**What is expected**
Retype the records below word for word and omit any image.

**Supplied material**
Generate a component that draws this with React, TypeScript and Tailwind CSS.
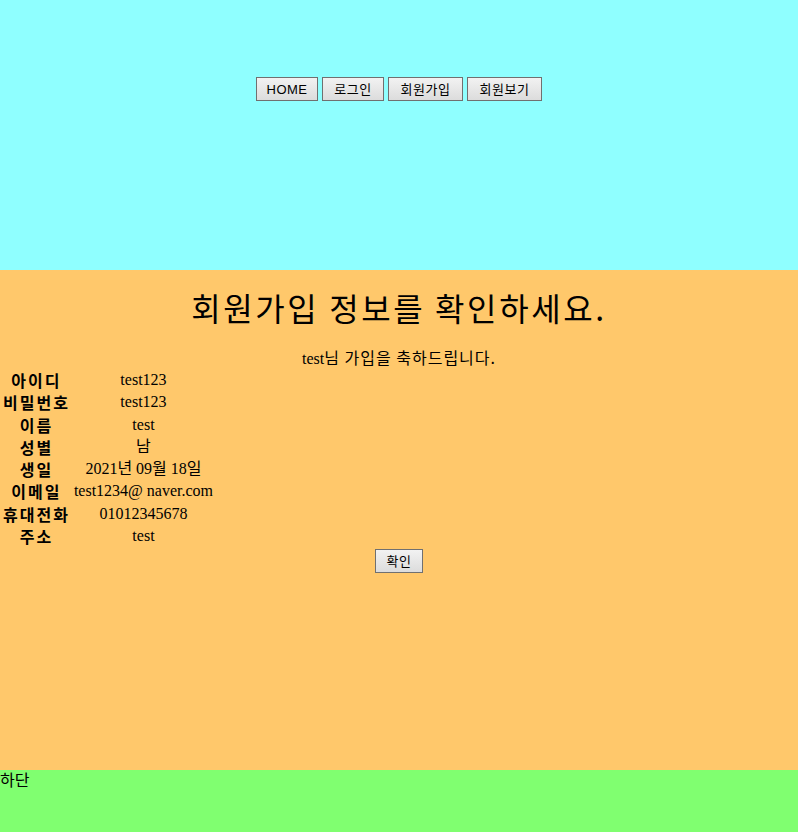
const menus = [
  { label: 'HOME', width: 'w-[62px]' },
  { label: '로그인', width: 'w-[62px]' },
  { label: '회원가입', width: 'w-[75px]' },
  { label: '회원보기', width: 'w-[75px]' },
];

const rows: [string, string][] = [
  ['아이디', 'test123'],
  ['비밀번호', 'test123'],
  ['이름', 'test'],
  ['성별', '남'],
  ['생일', '2021년 09월 18일'],
  ['이메일', 'test1234@ naver.com'],
  ['휴대전화', '01012345678'],
  ['주소', 'test'],
];

const btn =
  "h-6 border border-[#707070] bg-gradient-to-b from-[#f2f2f2] to-[#dcdcdc] text-[13px] text-black leading-none tracking-[0.5px] font-['Liberation_Sans','Noto_Sans_CJK_KR',sans-serif]";

const App = () => {
  return (
    <div className="w-[798px] min-h-[832px] flex flex-col font-['Noto_Sans_CJK_KR',sans-serif] text-black">
      <header className="h-[270px] bg-[#8fffff] pt-[77px] flex justify-center gap-1">
        {menus.map(menu => (
          <button key={menu.label} className={`${btn} ${menu.width}`}>
            {menu.label}
          </button>
        ))}
      </header>

      <main className="h-[500px] bg-[#ffc86b] flex flex-col">
        <h1 className="mt-[17px] text-center text-[32px] leading-[40px] font-normal tracking-[2.6px]">
          회원가입 정보를 확인하세요.
        </h1>
        <p className="mt-[21px] text-center text-[16px] leading-[18px]">
          <span className="font-['Liberation_Serif',serif]">test</span>
          <span className="tracking-[1px]">님 가입을 축하드립니다.</span>
        </p>
        <table className="border-separate border-spacing-[2px] self-start">
          <tbody>
            {rows.map(([label, value]) => (
              <tr key={label}>
                <td className="px-px py-px text-center font-semibold text-[16px] leading-[18.3px] tracking-[2px] whitespace-nowrap">
                  {label}
                </td>
                <td className="px-px py-px text-center text-[16px] leading-[18.3px] whitespace-nowrap font-['Liberation_Serif','Noto_Sans_CJK_KR',serif]">
                  {value}
                </td>
              </tr>
            ))}
          </tbody>
        </table>
        <div className="mt-px flex justify-center">
          <button className={`${btn} w-12`}>확인</button>
        </div>
      </main>

      <footer className="flex-1 bg-[#80ff70] text-[16px] leading-[18px]">하단</footer>
    </div>
  );
};

export default App;
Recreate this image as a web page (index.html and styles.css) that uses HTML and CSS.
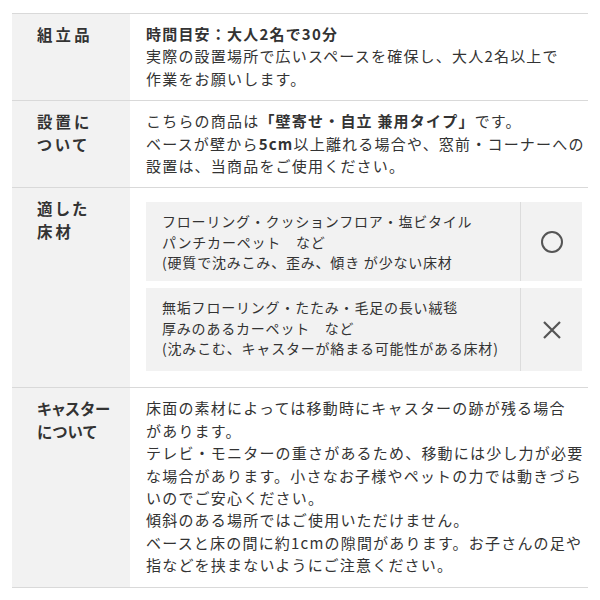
FILE: index.html
```html
<!DOCTYPE html>
<html lang="ja">
<head>
    <meta charset="UTF-8">
    <meta name="viewport" content="width=device-width, initial-scale=1.0">
    <title>商品仕様</title>
    <link rel="stylesheet" href="styles.css">
</head>
<body>
    <div class="spec">
        <div class="row">
            <div class="label">組立品</div>
            <div class="body">
                <b>時間目安：大人2名で30分</b><br>
                実際の設置場所で広いスペースを確保し、大人2名以上で<br>
                作業をお願いします。
            </div>
        </div>
        <div class="row">
            <div class="label">設置に<br>ついて</div>
            <div class="body">
                こちらの商品は<b>「壁寄せ・自立 兼用タイプ」</b>です。<br>
                ベースが壁から<b>5cm</b>以上離れる場合や、窓前・コーナーへの<br>
                設置は、当商品をご使用ください。
            </div>
        </div>
        <div class="row">
            <div class="label">適した<br>床材</div>
            <div class="body floors">
                <div class="floor">
                    <div class="floor-text">
                        フローリング・クッションフロア・塩ビタイル<br>
                        パンチカーペット　など<br>
                        (硬質で沈みこみ、歪み、傾き が少ない床材
                    </div>
                    <div class="mark">
                        <svg width="24" height="24" viewBox="0 0 24 24"><circle cx="12" cy="12" r="10" fill="none" stroke="#555" stroke-width="2"/></svg>
                    </div>
                </div>
                <div class="floor ng">
                    <div class="floor-text">
                        無垢フローリング・たたみ・毛足の長い絨毯<br>
                        厚みのあるカーペット　など<br>
                        (沈みこむ、キャスターが絡まる可能性がある床材)
                    </div>
                    <div class="mark">
                        <svg width="20" height="20" viewBox="0 0 20 20"><path d="M2 2 L18 18 M18 2 L2 18" stroke="#555" stroke-width="2.2" fill="none"/></svg>
                    </div>
                </div>
            </div>
        </div>
        <div class="row">
            <div class="label tight">キャスター<br>について</div>
            <div class="body">
                床面の素材によっては移動時にキャスターの跡が残る場合<br>
                があります。<br>
                テレビ・モニターの重さがあるため、移動には少し力が必要<br>
                な場合があります。小さなお子様やペットの力では動きづら<br>
                いのでご安心ください。<br>
                傾斜のある場所ではご使用いただけません。<br>
                ベースと床の間に約1cmの隙間があります。お子さんの足や<br>
                指などを挟まないようにご注意ください。
            </div>
        </div>
    </div>
</body>
</html>
```

FILE: styles.css
```css
*{
    padding: 0;
    margin: 0;
    box-sizing: border-box;
}
body
{
    background: #fff;
    color: #333;
    font-family: "Noto Sans CJK JP", "Noto Sans", sans-serif;
}
.spec
{
    margin: 13px 12px 0 12px;
    border-top: 1px solid #d9d9d9;
}
.row
{
    display: grid;
    grid-template-columns: 118px 1fr;
    border-bottom: 1px solid #d9d9d9;
}
.label
{
    background-color: #f2f2f2;
    padding: 9px 0 10px 25px;
    font-size: 15.4px;
    font-weight: 700;
    line-height: 22.4px;
    letter-spacing: 3.2px;
    font-feature-settings: "palt";
}
.label.tight
{
    letter-spacing: 0.6px;
}
.body
{
    padding: 9px 6px 10px 16px;
    font-size: 15px;
    line-height: 22.4px;
    letter-spacing: 1.2px;
    white-space: nowrap;
}
.body b
{
    font-weight: 700;
}
.floors
{
    display: flex;
    flex-direction: column;
    gap: 7px;
    padding-top: 14px;
    padding-bottom: 16px;
}
.floor
{
    display: flex;
    background-color: #f2f2f2;
    height: 79px;
}
.floor.ng
{
    height: 83px;
}
.floor-text
{
    flex: 1;
    padding: 9px 0 0 16px;
    font-size: 14px;
    line-height: 20.5px;
    letter-spacing: 0.8px;
}
.mark
{
    width: 62px;
    border-left: 1px solid #dcdcdc;
    display: flex;
    align-items: center;
    justify-content: center;
}
```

**Task response**
Generate a component that draws this with React, TypeScript and Tailwind CSS.
const menus = [
  { label: 'HOME', width: 'w-[62px]' },
  { label: '로그인', width: 'w-[62px]' },
  { label: '회원가입', width: 'w-[75px]' },
  { label: '회원보기', width: 'w-[75px]' },
];

const rows: [string, string][] = [
  ['아이디', 'test123'],
  ['비밀번호', 'test123'],
  ['이름', 'test'],
  ['성별', '남'],
  ['생일', '2021년 09월 18일'],
  ['이메일', 'test1234@ naver.com'],
  ['휴대전화', '01012345678'],
  ['주소', 'test'],
];

const btn =
  "h-6 border border-[#707070] bg-gradient-to-b from-[#f2f2f2] to-[#dcdcdc] text-[13px] text-black leading-none tracking-[0.5px] font-['Liberation_Sans','Noto_Sans_CJK_KR',sans-serif]";

const App = () => {
  return (
    <div className="w-[798px] min-h-[832px] flex flex-col font-['Noto_Sans_CJK_KR',sans-serif] text-black">
      <header className="h-[270px] bg-[#8fffff] pt-[77px] flex justify-center gap-1">
        {menus.map(menu => (
          <button key={menu.label} className={`${btn} ${menu.width}`}>
            {menu.label}
          </button>
        ))}
      </header>

      <main className="h-[500px] bg-[#ffc86b] flex flex-col">
        <h1 className="mt-[17px] text-center text-[32px] leading-[40px] font-normal tracking-[2.6px]">
          회원가입 정보를 확인하세요.
        </h1>
        <p className="mt-[21px] text-center text-[16px] leading-[18px]">
          <span className="font-['Liberation_Serif',serif]">test</span>
          <span className="tracking-[1px]">님 가입을 축하드립니다.</span>
        </p>
        <table className="border-separate border-spacing-[2px] self-start">
          <tbody>
            {rows.map(([label, value]) => (
              <tr key={label}>
                <td className="px-px py-px text-center font-semibold text-[16px] leading-[18.3px] tracking-[2px] whitespace-nowrap">
                  {label}
                </td>
                <td className="px-px py-px text-center text-[16px] leading-[18.3px] whitespace-nowrap font-['Liberation_Serif','Noto_Sans_CJK_KR',serif]">
                  {value}
                </td>
              </tr>
            ))}
          </tbody>
        </table>
        <div className="mt-px flex justify-center">
          <button className={`${btn} w-12`}>확인</button>
        </div>
      </main>

      <footer className="flex-1 bg-[#80ff70] text-[16px] leading-[18px]">하단</footer>
    </div>
  );
};

export default App;
Recreate this image as a web page (index.html and styles.css) that uses HTML and CSS.
FILE: index.html
```html
<!DOCTYPE html>
<html lang="ja">
<head>
    <meta charset="UTF-8">
    <meta name="viewport" content="width=device-width, initial-scale=1.0">
    <title>商品仕様</title>
    <link rel="stylesheet" href="styles.css">
</head>
<body>
    <div class="spec">
        <div class="row">
            <div class="label">組立品</div>
            <div class="body">
                <b>時間目安：大人2名で30分</b><br>
                実際の設置場所で広いスペースを確保し、大人2名以上で<br>
                作業をお願いします。
            </div>
        </div>
        <div class="row">
            <div class="label">設置に<br>ついて</div>
            <div class="body">
                こちらの商品は<b>「壁寄せ・自立 兼用タイプ」</b>です。<br>
                ベースが壁から<b>5cm</b>以上離れる場合や、窓前・コーナーへの<br>
                設置は、当商品をご使用ください。
            </div>
        </div>
        <div class="row">
            <div class="label">適した<br>床材</div>
            <div class="body floors">
                <div class="floor">
                    <div class="floor-text">
                        フローリング・クッションフロア・塩ビタイル<br>
                        パンチカーペット　など<br>
                        (硬質で沈みこみ、歪み、傾き が少ない床材
                    </div>
                    <div class="mark">
                        <svg width="24" height="24" viewBox="0 0 24 24"><circle cx="12" cy="12" r="10" fill="none" stroke="#555" stroke-width="2"/></svg>
                    </div>
                </div>
                <div class="floor ng">
                    <div class="floor-text">
                        無垢フローリング・たたみ・毛足の長い絨毯<br>
                        厚みのあるカーペット　など<br>
                        (沈みこむ、キャスターが絡まる可能性がある床材)
                    </div>
                    <div class="mark">
                        <svg width="20" height="20" viewBox="0 0 20 20"><path d="M2 2 L18 18 M18 2 L2 18" stroke="#555" stroke-width="2.2" fill="none"/></svg>
                    </div>
                </div>
            </div>
        </div>
        <div class="row">
            <div class="label tight">キャスター<br>について</div>
            <div class="body">
                床面の素材によっては移動時にキャスターの跡が残る場合<br>
                があります。<br>
                テレビ・モニターの重さがあるため、移動には少し力が必要<br>
                な場合があります。小さなお子様やペットの力では動きづら<br>
                いのでご安心ください。<br>
                傾斜のある場所ではご使用いただけません。<br>
                ベースと床の間に約1cmの隙間があります。お子さんの足や<br>
                指などを挟まないようにご注意ください。
            </div>
        </div>
    </div>
</body>
</html>
```

FILE: styles.css
```css
*{
    padding: 0;
    margin: 0;
    box-sizing: border-box;
}
body
{
    background: #fff;
    color: #333;
    font-family: "Noto Sans CJK JP", "Noto Sans", sans-serif;
}
.spec
{
    margin: 13px 12px 0 12px;
    border-top: 1px solid #d9d9d9;
}
.row
{
    display: grid;
    grid-template-columns: 118px 1fr;
    border-bottom: 1px solid #d9d9d9;
}
.label
{
    background-color: #f2f2f2;
    padding: 9px 0 10px 25px;
    font-size: 15.4px;
    font-weight: 700;
    line-height: 22.4px;
    letter-spacing: 3.2px;
    font-feature-settings: "palt";
}
.label.tight
{
    letter-spacing: 0.6px;
}
.body
{
    padding: 9px 6px 10px 16px;
    font-size: 15px;
    line-height: 22.4px;
    letter-spacing: 1.2px;
    white-space: nowrap;
}
.body b
{
    font-weight: 700;
}
.floors
{
    display: flex;
    flex-direction: column;
    gap: 7px;
    padding-top: 14px;
    padding-bottom: 16px;
}
.floor
{
    display: flex;
    background-color: #f2f2f2;
    height: 79px;
}
.floor.ng
{
    height: 83px;
}
.floor-text
{
    flex: 1;
    padding: 9px 0 0 16px;
    font-size: 14px;
    line-height: 20.5px;
    letter-spacing: 0.8px;
}
.mark
{
    width: 62px;
    border-left: 1px solid #dcdcdc;
    display: flex;
    align-items: center;
    justify-content: center;
}
```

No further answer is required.